Whatever drove those shepherds, those marginalized, skeptical, social outcasts, to trust the angelic messengers and take their directions, the result was transformative. They were ushered into a wholly new place. They didn’t just journey from fields of sheep to a small home in Bethlehem. These first witnesses journeyed from a place where they were outcasts to a place where they were the first cast, in the Advent drama. The lowest became the highest. The lowest enjoyed the highest privilege of being made new by Jesus’ presence. “Wow, what a gift.” We say wow because this story has true meaning for us.
The shepherds are each one of us. As sinners, we’re all outcasts, left out and “out in left field.” We all need to be made new by the Jesus’ presence in our lives. And if we open ourselves to The Full Advent this year, we too will be ambushed, we too will be amused, and we too will be amazed.
Some years ago a theologian was flying into Oklahoma City airport. When informed by his handler that someone was assigned to pick him up at the airport, he asked how he would recognize that person. “Just look for the most dead person in baggage claim.” When did Christians become the “most dead person” in the room?
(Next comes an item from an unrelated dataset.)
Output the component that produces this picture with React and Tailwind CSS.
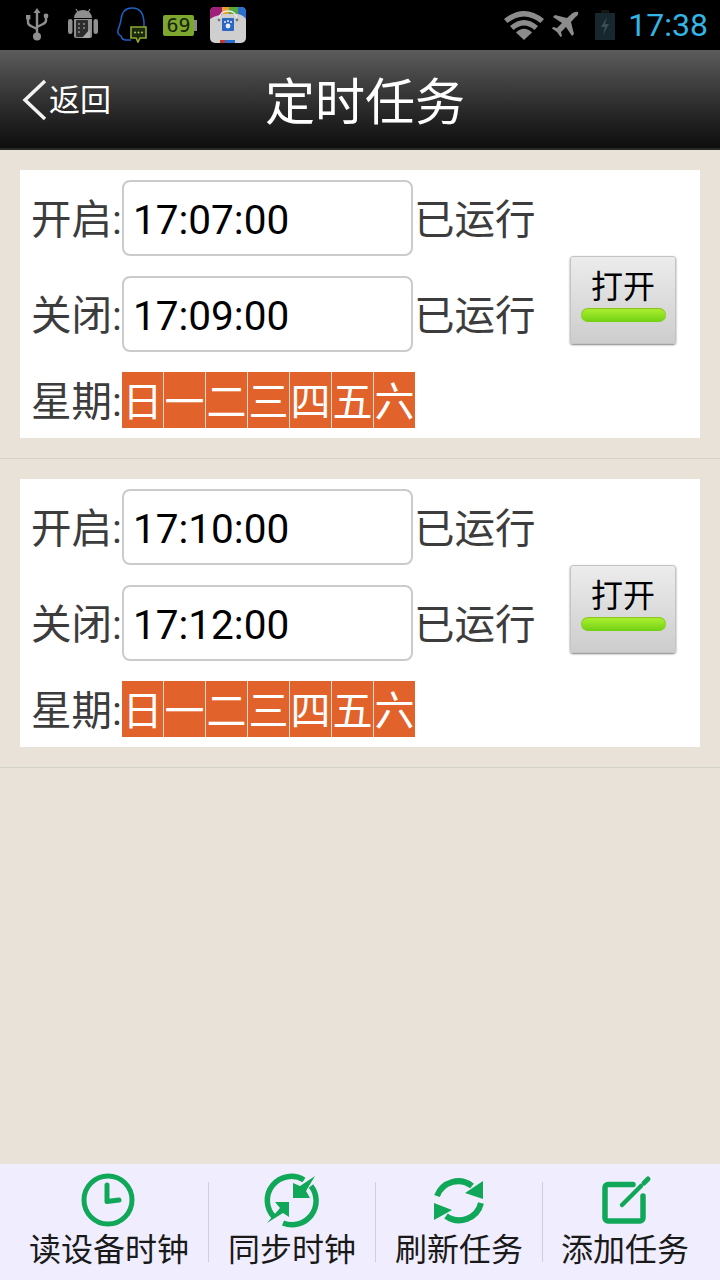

There are three infallible signs of the presence of God — the surprise of being ambushed, the joy of being amused, and the excitation of being amazed.
Are you braced to embrace Advent this year? Anytime we open ourselves to God’s presence, it will be a season of being amazed, amused, and ambushed by the Divine. That’s The Full Advent: Whoa! No Way? Wow! Whoa, what just happened. No Way – Who me? And wow, what a gift! But we must keep vigilant, we must keep watch. We can’t be part of the Full Advent if we don’t keep awake and keep watch.